Check each line of the entries below for the string "index"; copy every line where it appears.

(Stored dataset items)
^^^^^^^^

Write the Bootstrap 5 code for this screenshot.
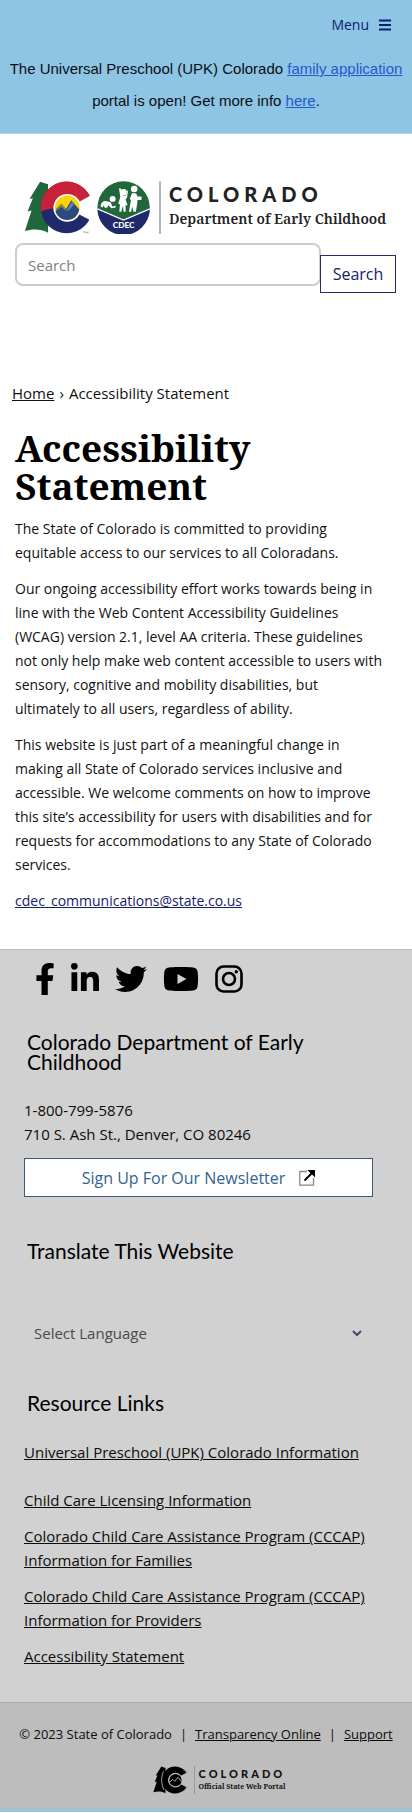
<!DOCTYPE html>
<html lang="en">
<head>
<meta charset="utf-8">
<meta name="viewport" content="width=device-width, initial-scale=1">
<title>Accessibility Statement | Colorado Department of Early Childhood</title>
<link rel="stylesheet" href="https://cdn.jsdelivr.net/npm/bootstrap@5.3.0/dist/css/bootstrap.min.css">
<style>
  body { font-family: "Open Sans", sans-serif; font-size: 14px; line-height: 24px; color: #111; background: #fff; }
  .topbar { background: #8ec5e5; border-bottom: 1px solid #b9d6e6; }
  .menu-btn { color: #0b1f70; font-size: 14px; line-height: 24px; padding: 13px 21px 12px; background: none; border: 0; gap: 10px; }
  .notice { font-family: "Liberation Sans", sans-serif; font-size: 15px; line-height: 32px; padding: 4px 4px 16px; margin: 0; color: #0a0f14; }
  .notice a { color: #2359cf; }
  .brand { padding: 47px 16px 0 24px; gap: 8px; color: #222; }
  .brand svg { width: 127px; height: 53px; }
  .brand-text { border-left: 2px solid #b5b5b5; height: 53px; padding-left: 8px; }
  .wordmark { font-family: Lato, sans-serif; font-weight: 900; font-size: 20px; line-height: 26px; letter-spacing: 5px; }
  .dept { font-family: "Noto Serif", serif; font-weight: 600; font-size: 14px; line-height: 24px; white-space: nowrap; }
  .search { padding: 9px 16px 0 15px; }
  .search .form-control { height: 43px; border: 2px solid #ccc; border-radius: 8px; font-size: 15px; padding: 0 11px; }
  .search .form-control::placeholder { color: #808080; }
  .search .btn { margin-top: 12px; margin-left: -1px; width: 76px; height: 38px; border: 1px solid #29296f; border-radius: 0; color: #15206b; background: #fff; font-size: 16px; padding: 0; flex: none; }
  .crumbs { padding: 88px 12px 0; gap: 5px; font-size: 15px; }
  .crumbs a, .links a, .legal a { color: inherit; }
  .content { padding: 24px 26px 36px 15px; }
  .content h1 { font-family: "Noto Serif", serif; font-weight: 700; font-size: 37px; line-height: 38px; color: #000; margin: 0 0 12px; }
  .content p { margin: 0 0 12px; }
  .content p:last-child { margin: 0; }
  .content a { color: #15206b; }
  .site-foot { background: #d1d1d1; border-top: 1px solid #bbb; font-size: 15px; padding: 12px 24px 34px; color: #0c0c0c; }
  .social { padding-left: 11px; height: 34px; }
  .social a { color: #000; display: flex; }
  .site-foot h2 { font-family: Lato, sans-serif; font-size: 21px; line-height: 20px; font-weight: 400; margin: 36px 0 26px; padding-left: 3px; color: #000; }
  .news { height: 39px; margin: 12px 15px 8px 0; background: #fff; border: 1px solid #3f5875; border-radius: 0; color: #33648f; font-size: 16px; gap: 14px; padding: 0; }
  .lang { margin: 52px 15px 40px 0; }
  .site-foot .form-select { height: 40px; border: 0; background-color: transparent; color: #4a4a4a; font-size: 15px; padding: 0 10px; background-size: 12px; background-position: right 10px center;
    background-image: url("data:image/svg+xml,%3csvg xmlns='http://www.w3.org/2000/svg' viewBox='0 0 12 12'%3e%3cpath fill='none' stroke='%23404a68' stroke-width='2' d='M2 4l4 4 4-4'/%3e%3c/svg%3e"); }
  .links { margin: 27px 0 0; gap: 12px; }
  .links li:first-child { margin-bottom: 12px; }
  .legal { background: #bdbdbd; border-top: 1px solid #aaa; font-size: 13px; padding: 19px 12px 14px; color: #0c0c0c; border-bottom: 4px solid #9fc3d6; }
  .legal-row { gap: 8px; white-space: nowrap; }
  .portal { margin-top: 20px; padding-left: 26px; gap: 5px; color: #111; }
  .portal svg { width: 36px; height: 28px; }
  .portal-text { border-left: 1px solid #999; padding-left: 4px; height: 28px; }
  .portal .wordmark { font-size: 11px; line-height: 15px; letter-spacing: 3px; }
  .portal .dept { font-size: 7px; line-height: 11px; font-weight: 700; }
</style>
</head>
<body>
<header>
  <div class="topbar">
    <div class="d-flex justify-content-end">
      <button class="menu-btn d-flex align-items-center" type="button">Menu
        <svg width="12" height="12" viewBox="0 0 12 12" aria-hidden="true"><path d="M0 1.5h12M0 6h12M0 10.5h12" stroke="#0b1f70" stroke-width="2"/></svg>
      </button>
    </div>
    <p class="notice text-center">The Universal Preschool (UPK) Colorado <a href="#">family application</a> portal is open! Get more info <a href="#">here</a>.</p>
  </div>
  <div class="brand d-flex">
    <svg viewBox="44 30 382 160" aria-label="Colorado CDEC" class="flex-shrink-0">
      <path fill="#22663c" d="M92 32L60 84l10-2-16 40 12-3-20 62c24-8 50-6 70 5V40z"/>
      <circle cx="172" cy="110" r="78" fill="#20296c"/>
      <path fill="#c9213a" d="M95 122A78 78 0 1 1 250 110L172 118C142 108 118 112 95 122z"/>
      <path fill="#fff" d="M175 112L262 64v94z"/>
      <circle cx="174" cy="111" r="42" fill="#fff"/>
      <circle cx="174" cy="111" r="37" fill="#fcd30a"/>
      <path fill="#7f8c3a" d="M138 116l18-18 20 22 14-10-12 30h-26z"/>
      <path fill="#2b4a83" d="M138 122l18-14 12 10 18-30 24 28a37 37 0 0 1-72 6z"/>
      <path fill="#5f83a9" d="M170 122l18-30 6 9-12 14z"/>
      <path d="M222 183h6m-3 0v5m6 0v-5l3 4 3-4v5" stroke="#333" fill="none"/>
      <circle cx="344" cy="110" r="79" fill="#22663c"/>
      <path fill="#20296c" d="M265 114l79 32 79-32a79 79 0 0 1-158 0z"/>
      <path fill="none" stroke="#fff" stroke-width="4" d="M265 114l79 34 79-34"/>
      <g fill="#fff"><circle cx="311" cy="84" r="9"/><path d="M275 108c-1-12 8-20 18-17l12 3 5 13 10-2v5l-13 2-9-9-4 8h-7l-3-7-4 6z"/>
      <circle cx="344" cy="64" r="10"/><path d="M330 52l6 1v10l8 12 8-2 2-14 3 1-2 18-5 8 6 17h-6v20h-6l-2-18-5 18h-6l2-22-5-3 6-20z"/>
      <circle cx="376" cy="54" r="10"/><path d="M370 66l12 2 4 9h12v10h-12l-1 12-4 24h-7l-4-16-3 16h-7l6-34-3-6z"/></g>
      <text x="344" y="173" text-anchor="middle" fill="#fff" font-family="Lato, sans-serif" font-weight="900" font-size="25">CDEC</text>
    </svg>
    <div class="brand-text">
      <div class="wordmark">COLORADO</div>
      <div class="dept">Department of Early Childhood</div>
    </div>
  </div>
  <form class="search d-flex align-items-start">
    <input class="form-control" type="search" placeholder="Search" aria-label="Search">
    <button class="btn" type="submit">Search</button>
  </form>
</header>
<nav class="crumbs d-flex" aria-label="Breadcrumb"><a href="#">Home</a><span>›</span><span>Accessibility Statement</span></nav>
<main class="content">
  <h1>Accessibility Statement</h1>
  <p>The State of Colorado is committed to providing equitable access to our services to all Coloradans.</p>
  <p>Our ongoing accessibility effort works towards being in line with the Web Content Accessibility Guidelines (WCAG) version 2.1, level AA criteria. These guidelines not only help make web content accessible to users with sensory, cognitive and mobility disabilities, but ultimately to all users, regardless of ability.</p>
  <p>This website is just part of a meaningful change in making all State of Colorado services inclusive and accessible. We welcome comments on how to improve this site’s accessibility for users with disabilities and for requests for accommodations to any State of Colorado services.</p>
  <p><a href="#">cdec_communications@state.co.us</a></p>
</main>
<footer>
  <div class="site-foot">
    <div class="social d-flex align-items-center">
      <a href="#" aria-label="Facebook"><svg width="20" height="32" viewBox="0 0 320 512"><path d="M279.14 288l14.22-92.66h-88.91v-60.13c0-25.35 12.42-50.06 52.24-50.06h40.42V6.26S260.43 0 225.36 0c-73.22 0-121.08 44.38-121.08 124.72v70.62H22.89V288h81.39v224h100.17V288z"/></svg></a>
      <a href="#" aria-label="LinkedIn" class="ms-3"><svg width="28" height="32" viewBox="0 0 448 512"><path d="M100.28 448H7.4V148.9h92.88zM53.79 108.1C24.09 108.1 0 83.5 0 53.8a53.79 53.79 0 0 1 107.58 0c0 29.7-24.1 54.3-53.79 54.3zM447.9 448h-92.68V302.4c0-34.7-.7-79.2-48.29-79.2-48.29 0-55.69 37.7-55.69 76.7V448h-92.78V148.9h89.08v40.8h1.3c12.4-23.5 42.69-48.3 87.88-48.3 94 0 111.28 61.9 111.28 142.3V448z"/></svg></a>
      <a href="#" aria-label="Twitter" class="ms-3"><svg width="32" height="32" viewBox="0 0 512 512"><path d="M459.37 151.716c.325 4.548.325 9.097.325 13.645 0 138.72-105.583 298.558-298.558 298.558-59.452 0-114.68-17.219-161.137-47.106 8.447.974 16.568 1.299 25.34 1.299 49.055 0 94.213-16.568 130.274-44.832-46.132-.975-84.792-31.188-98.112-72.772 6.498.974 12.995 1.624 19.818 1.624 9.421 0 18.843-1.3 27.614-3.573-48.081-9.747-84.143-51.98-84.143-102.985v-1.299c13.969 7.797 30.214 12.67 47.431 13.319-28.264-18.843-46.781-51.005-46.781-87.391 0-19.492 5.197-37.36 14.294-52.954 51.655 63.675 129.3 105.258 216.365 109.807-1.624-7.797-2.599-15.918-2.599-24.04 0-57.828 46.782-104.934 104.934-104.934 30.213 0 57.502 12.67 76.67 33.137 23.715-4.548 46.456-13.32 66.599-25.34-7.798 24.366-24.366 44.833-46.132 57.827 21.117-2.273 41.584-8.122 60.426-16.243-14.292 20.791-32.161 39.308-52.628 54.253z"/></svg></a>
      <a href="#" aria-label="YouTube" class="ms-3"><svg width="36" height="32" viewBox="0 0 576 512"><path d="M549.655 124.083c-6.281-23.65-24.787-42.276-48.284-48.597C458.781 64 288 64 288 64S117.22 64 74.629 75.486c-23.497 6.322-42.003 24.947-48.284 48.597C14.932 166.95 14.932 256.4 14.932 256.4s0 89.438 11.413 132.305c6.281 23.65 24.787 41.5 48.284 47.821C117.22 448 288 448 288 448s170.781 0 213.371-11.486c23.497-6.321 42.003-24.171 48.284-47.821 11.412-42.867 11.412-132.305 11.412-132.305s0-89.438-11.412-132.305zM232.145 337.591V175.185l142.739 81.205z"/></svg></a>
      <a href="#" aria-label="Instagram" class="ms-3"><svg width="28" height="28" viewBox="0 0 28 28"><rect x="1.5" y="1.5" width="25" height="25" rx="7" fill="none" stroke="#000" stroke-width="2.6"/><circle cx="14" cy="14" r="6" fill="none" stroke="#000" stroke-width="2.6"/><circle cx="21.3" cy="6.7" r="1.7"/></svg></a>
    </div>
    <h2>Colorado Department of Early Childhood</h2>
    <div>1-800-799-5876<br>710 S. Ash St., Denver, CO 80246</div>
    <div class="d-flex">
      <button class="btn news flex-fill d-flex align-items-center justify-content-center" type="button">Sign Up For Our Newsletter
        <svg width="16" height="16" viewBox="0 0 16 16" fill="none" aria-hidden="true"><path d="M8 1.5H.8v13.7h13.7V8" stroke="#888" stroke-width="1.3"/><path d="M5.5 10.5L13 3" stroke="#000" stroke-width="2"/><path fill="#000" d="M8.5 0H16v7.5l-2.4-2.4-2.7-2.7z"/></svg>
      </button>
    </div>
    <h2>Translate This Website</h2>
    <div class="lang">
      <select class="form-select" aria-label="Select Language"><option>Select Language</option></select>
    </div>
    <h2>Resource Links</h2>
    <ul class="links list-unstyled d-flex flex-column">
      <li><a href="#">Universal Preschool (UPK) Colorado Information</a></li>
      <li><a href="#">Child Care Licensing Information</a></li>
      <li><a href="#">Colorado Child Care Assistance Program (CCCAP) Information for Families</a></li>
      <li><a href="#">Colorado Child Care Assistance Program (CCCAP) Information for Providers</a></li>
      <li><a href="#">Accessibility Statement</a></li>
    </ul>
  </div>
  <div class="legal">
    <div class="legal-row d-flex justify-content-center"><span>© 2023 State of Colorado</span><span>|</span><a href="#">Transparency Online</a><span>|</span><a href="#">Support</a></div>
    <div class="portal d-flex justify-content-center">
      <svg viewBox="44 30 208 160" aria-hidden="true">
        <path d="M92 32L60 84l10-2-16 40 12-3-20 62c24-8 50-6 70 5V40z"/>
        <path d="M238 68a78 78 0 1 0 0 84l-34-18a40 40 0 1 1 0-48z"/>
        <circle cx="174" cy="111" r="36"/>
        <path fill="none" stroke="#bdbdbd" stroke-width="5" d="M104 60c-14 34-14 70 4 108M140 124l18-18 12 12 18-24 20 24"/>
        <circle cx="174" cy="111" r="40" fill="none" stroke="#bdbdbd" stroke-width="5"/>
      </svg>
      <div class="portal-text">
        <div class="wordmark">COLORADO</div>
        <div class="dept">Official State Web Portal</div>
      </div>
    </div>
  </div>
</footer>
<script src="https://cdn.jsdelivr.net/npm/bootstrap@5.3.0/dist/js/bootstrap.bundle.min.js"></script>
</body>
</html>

^^^^^^^^

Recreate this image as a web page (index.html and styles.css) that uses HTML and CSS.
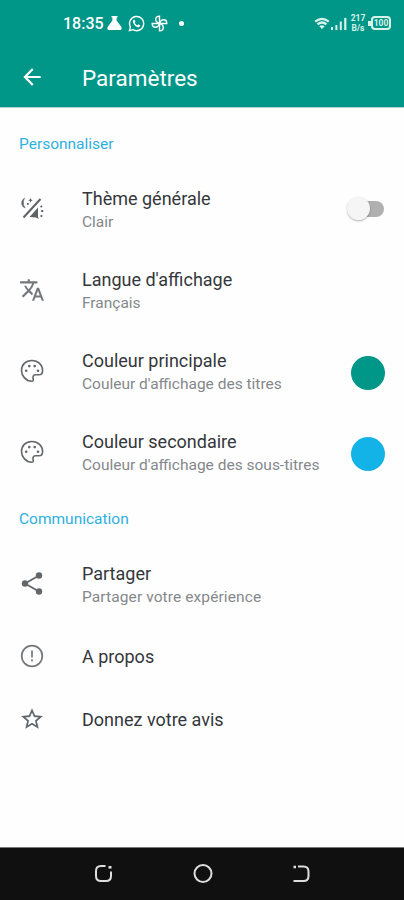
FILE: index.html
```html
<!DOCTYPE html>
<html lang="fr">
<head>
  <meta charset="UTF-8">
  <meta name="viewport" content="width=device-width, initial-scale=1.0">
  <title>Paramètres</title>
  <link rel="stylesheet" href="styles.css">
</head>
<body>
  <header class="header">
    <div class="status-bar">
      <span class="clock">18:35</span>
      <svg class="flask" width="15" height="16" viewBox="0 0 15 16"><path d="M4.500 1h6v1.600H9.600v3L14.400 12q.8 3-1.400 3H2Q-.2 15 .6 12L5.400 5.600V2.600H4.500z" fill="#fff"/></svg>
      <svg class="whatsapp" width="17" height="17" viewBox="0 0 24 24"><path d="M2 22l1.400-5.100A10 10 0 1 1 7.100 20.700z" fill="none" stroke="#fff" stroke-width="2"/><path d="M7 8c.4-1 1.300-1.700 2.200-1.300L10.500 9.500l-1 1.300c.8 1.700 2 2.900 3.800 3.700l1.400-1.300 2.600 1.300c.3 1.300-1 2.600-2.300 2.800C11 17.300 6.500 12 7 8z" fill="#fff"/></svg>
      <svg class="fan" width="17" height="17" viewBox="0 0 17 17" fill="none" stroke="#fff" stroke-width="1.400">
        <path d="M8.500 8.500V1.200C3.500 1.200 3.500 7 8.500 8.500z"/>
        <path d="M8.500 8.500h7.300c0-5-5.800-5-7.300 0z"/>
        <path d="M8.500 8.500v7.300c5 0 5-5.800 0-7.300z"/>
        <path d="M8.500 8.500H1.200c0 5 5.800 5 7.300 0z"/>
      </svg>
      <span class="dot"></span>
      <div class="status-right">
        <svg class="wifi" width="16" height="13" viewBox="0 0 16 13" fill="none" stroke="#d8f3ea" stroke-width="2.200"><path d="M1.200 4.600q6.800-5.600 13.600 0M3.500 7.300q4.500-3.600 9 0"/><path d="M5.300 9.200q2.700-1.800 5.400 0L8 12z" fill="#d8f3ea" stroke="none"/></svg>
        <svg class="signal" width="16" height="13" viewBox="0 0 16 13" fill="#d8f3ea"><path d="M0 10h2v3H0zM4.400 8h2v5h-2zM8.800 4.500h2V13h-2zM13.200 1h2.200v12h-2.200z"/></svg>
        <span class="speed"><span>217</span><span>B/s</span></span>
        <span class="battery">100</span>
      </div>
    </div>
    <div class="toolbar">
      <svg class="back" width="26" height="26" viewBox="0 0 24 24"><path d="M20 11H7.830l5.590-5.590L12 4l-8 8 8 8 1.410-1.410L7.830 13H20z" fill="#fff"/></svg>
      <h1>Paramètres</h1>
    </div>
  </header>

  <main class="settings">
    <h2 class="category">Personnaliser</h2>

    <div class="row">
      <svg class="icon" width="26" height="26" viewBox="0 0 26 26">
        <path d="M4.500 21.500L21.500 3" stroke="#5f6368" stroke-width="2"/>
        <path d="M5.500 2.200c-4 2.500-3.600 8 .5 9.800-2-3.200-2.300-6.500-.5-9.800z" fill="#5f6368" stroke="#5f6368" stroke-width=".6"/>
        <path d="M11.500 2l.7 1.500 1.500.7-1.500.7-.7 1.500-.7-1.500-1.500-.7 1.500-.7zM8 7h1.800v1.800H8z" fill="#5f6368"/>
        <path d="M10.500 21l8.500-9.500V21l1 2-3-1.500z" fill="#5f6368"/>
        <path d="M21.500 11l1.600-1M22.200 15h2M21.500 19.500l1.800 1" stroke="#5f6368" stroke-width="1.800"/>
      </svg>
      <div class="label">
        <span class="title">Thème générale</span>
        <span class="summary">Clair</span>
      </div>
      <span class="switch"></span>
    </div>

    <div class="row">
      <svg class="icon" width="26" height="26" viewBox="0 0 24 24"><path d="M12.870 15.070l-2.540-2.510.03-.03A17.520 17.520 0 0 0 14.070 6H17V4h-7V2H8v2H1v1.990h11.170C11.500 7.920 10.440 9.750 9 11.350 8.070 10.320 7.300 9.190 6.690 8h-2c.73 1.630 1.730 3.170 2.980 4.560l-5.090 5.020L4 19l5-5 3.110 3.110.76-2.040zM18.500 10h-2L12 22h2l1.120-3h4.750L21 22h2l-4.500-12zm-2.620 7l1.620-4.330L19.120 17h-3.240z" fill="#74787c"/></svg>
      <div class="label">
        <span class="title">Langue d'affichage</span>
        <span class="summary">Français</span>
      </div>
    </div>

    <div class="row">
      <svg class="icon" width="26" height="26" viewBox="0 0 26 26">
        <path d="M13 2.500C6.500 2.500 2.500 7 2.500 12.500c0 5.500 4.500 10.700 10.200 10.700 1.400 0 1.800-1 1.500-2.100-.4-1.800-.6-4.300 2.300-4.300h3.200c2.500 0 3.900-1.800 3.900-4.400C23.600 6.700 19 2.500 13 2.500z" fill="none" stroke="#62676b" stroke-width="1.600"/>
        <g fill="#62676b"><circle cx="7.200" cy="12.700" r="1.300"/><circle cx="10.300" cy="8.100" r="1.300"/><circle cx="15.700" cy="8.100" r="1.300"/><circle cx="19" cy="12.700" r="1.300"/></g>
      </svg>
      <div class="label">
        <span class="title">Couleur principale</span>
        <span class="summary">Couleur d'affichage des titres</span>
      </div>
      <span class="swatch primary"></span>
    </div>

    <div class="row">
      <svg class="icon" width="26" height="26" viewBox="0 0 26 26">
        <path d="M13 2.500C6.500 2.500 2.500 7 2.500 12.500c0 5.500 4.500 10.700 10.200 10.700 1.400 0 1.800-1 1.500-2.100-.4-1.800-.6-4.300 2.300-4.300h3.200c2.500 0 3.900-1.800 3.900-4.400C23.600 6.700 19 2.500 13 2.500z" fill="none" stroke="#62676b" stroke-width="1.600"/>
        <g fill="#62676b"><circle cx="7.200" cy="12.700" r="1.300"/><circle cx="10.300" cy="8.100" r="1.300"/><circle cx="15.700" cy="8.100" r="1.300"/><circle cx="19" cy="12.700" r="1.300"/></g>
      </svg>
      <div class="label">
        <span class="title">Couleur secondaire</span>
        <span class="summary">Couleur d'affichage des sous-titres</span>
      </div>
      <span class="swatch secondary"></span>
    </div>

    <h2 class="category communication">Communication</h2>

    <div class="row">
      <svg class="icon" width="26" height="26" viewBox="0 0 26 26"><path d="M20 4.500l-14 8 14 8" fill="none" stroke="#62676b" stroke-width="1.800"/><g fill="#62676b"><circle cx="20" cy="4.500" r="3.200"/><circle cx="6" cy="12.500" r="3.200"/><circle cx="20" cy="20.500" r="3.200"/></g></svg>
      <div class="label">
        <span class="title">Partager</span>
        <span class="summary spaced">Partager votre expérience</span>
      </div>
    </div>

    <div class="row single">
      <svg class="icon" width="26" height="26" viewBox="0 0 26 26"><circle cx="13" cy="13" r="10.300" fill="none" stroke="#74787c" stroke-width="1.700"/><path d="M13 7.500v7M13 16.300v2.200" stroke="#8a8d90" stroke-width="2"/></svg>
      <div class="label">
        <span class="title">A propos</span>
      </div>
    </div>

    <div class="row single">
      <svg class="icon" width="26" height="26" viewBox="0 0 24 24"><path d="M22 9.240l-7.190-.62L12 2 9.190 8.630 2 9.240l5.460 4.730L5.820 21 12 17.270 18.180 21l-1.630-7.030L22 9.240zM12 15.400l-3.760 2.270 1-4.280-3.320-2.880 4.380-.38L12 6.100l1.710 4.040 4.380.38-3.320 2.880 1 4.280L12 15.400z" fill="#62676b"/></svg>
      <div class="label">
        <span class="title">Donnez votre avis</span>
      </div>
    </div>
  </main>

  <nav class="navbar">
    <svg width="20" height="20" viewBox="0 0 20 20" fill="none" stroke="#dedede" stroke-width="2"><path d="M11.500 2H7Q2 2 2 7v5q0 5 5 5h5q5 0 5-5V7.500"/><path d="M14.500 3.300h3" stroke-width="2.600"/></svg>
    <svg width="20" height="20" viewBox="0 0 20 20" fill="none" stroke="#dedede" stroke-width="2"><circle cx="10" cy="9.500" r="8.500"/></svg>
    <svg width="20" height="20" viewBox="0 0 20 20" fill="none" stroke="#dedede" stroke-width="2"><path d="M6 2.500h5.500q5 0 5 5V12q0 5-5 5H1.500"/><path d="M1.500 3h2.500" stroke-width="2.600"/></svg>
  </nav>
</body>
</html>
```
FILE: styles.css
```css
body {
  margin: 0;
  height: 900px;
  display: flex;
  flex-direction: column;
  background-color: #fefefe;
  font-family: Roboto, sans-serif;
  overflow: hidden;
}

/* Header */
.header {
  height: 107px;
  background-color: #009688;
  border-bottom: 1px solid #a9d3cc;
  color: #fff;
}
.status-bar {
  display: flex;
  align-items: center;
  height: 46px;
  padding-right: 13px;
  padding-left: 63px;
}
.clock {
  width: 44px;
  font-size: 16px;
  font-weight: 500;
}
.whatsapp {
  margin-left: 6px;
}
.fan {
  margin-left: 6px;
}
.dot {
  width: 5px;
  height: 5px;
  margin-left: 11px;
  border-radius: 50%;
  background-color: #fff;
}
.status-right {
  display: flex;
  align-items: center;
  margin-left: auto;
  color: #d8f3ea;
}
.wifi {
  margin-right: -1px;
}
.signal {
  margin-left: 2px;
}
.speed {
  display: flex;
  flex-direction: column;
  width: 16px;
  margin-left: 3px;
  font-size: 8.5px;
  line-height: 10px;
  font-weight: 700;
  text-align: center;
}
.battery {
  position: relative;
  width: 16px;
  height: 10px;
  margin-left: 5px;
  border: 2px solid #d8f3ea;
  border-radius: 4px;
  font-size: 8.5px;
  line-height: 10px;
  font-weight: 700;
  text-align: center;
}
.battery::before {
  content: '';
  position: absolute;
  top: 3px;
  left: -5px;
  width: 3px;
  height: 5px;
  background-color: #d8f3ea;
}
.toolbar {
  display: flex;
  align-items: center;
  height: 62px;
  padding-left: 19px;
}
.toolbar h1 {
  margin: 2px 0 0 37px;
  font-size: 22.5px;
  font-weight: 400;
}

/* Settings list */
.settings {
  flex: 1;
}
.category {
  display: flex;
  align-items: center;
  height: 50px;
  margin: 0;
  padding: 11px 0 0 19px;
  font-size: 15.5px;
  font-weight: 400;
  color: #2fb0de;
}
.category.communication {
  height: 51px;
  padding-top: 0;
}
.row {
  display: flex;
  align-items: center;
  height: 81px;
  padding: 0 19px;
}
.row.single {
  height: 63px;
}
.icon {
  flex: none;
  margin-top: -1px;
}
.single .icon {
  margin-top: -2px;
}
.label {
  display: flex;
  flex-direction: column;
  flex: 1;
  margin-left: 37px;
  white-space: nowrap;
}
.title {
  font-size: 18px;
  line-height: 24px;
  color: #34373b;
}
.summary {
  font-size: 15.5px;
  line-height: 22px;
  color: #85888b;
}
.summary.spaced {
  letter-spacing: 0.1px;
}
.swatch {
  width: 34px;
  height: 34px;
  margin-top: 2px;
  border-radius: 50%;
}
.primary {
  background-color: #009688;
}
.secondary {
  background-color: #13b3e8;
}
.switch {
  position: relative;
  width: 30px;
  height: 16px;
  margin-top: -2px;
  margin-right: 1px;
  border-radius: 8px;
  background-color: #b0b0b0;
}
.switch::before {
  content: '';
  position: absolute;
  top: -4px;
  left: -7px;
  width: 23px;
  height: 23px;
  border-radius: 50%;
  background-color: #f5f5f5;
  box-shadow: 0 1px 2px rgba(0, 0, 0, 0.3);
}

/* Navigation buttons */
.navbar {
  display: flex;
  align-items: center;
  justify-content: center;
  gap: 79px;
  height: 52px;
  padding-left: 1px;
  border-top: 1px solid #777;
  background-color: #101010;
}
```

^^^^^^^^

▸ **CORRECT ANSWER**:
Recreate this image as a web page (index.html and styles.css) that uses HTML and CSS.
FILE: index.html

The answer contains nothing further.